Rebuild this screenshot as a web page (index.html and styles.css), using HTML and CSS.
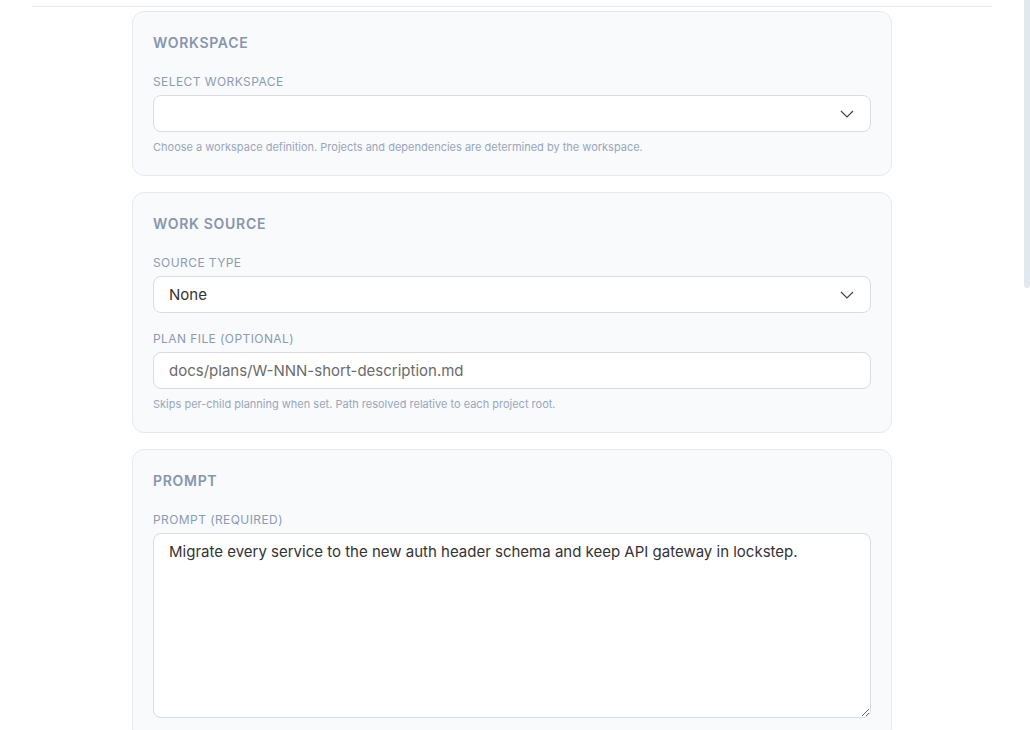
FILE: index.html
```html
<!DOCTYPE html>
<html lang="en">
<head>
  <meta charset="UTF-8">
  <meta name="viewport" content="width=device-width, initial-scale=1.0">
  <title>New Workspace Run</title>
  <link rel="stylesheet" href="styles.css">
</head>
<body>
  <div class="page">
    <div class="topbar"></div>

    <form class="form">
      <section class="card">
        <h2 class="card-title">Workspace</h2>
        <div class="field">
          <label for="workspace">Select Workspace</label>
          <div class="select-wrap">
            <select id="workspace">
              <option value="" selected></option>
            </select>
            <svg class="chevron" width="14" height="8" viewBox="0 0 14 8" fill="none" stroke="currentColor" stroke-width="1.2">
              <path d="M1 1l6 6 6-6"/>
            </svg>
          </div>
          <p class="hint">Choose a workspace definition. Projects and dependencies are determined by the workspace.</p>
        </div>
      </section>

      <section class="card">
        <h2 class="card-title">Work Source</h2>
        <div class="field">
          <label for="sourceType">Source Type</label>
          <div class="select-wrap">
            <select id="sourceType">
              <option value="none" selected>None</option>
              <option value="issue">Issue</option>
            </select>
            <svg class="chevron" width="14" height="8" viewBox="0 0 14 8" fill="none" stroke="currentColor" stroke-width="1.2">
              <path d="M1 1l6 6 6-6"/>
            </svg>
          </div>
        </div>
        <div class="field">
          <label for="planFile">Plan File (Optional)</label>
          <input type="text" id="planFile" placeholder="docs/plans/W-NNN-short-description.md">
          <p class="hint">Skips per-child planning when set. Path resolved relative to each project root.</p>
        </div>
      </section>

      <section class="card">
        <h2 class="card-title">Prompt</h2>
        <div class="field">
          <label for="prompt">Prompt (Required)</label>
          <textarea id="prompt" rows="8">Migrate every service to the new auth header schema and keep API gateway in lockstep.</textarea>
        </div>
      </section>
    </form>
  </div>

  <div class="scroll-thumb"></div>
</body>
</html>
```

FILE: styles.css
```css
body {
  margin: 0;
  width: 1024px;
  background: #fff;
  font-family: Inter, "Noto Sans", sans-serif;
  color: #334155;
}
.page {
  width: 960px;
  margin: 0 auto;
  padding-bottom: 40px;
}
.topbar {
  height: 6px;
  border-bottom: 1px solid #e8ecf2;
}
.form {
  width: 760px;
  margin: 4px auto 0;
  display: flex;
  flex-direction: column;
  gap: 16px;
}
.card {
  background: #f8fafc;
  border: 1px solid #e6eaf0;
  border-radius: 12px;
  padding: 21px 20px 21px;
}
.card-title {
  margin: 0 0 20px;
  font-size: 14px;
  line-height: 20px;
  font-weight: 600;
  letter-spacing: 0.05em;
  text-transform: uppercase;
  color: #8796ad;
}
.field + .field {
  margin-top: 17px;
}
label {
  display: block;
  margin-bottom: 4px;
  font-size: 12px;
  line-height: 18px;
  font-weight: 400;
  letter-spacing: 0.035em;
  text-transform: uppercase;
  color: #8d9bb1;
}
.select-wrap {
  position: relative;
}
input, select, textarea {
  display: block;
  width: 100%;
  box-sizing: border-box;
  margin: 0;
  border: 1px solid #d9dce1;
  border-radius: 8px;
  background: #fff;
  font-family: Inter, "Noto Sans", sans-serif;
  font-size: 15px;
  color: #333;
  outline: none;
}
input, select {
  height: 37px;
  padding: 0 15px;
}
select {
  appearance: none;
  -webkit-appearance: none;
  padding-right: 40px;
}
.chevron {
  position: absolute;
  right: 17px;
  top: 15px;
  color: #444;
  pointer-events: none;
}
input::placeholder {
  color: #6b6b6b;
}
textarea {
  height: 185px;
  padding: 8px 15px;
  line-height: 20px;
  resize: vertical;
}
.hint {
  margin: 8px 0 0;
  font-size: 11px;
  line-height: 14px;
  color: #9aa7bb;
}
.scroll-thumb {
  position: fixed;
  top: 0;
  right: 0;
  width: 6px;
  height: 288px;
  background: #e2e8f0;
  border-radius: 0 0 3px 3px;
}
```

= = = =

• Direction:
Your task is an exact transcription of all the data, minus the pictures.

• Output of the exercise:
Rebuild this screenshot as a web page (index.html and styles.css), using HTML and CSS.
FILE: index.html
```html
<!DOCTYPE html>
<html lang="en">
<head>
  <meta charset="UTF-8">
  <meta name="viewport" content="width=device-width, initial-scale=1.0">
  <title>New Workspace Run</title>
  <link rel="stylesheet" href="styles.css">
</head>
<body>
  <div class="page">
    <div class="topbar"></div>

    <form class="form">
      <section class="card">
        <h2 class="card-title">Workspace</h2>
        <div class="field">
          <label for="workspace">Select Workspace</label>
          <div class="select-wrap">
            <select id="workspace">
              <option value="" selected></option>
            </select>
            <svg class="chevron" width="14" height="8" viewBox="0 0 14 8" fill="none" stroke="currentColor" stroke-width="1.2">
              <path d="M1 1l6 6 6-6"/>
            </svg>
          </div>
          <p class="hint">Choose a workspace definition. Projects and dependencies are determined by the workspace.</p>
        </div>
      </section>

      <section class="card">
        <h2 class="card-title">Work Source</h2>
        <div class="field">
          <label for="sourceType">Source Type</label>
          <div class="select-wrap">
            <select id="sourceType">
              <option value="none" selected>None</option>
              <option value="issue">Issue</option>
            </select>
            <svg class="chevron" width="14" height="8" viewBox="0 0 14 8" fill="none" stroke="currentColor" stroke-width="1.2">
              <path d="M1 1l6 6 6-6"/>
            </svg>
          </div>
        </div>
        <div class="field">
          <label for="planFile">Plan File (Optional)</label>
          <input type="text" id="planFile" placeholder="docs/plans/W-NNN-short-description.md">
          <p class="hint">Skips per-child planning when set. Path resolved relative to each project root.</p>
        </div>
      </section>

      <section class="card">
        <h2 class="card-title">Prompt</h2>
        <div class="field">
          <label for="prompt">Prompt (Required)</label>
          <textarea id="prompt" rows="8">Migrate every service to the new auth header schema and keep API gateway in lockstep.</textarea>
        </div>
      </section>
    </form>
  </div>

  <div class="scroll-thumb"></div>
</body>
</html>
```

FILE: styles.css
```css
body {
  margin: 0;
  width: 1024px;
  background: #fff;
  font-family: Inter, "Noto Sans", sans-serif;
  color: #334155;
}
.page {
  width: 960px;
  margin: 0 auto;
  padding-bottom: 40px;
}
.topbar {
  height: 6px;
  border-bottom: 1px solid #e8ecf2;
}
.form {
  width: 760px;
  margin: 4px auto 0;
  display: flex;
  flex-direction: column;
  gap: 16px;
}
.card {
  background: #f8fafc;
  border: 1px solid #e6eaf0;
  border-radius: 12px;
  padding: 21px 20px 21px;
}
.card-title {
  margin: 0 0 20px;
  font-size: 14px;
  line-height: 20px;
  font-weight: 600;
  letter-spacing: 0.05em;
  text-transform: uppercase;
  color: #8796ad;
}
.field + .field {
  margin-top: 17px;
}
label {
  display: block;
  margin-bottom: 4px;
  font-size: 12px;
  line-height: 18px;
  font-weight: 400;
  letter-spacing: 0.035em;
  text-transform: uppercase;
  color: #8d9bb1;
}
.select-wrap {
  position: relative;
}
input, select, textarea {
  display: block;
  width: 100%;
  box-sizing: border-box;
  margin: 0;
  border: 1px solid #d9dce1;
  border-radius: 8px;
  background: #fff;
  font-family: Inter, "Noto Sans", sans-serif;
  font-size: 15px;
  color: #333;
  outline: none;
}
input, select {
  height: 37px;
  padding: 0 15px;
}
select {
  appearance: none;
  -webkit-appearance: none;
  padding-right: 40px;
}
.chevron {
  position: absolute;
  right: 17px;
  top: 15px;
  color: #444;
  pointer-events: none;
}
input::placeholder {
  color: #6b6b6b;
}
textarea {
  height: 185px;
  padding: 8px 15px;
  line-height: 20px;
  resize: vertical;
}
.hint {
  margin: 8px 0 0;
  font-size: 11px;
  line-height: 14px;
  color: #9aa7bb;
}
.scroll-thumb {
  position: fixed;
  top: 0;
  right: 0;
  width: 6px;
  height: 288px;
  background: #e2e8f0;
  border-radius: 0 0 3px 3px;
}
```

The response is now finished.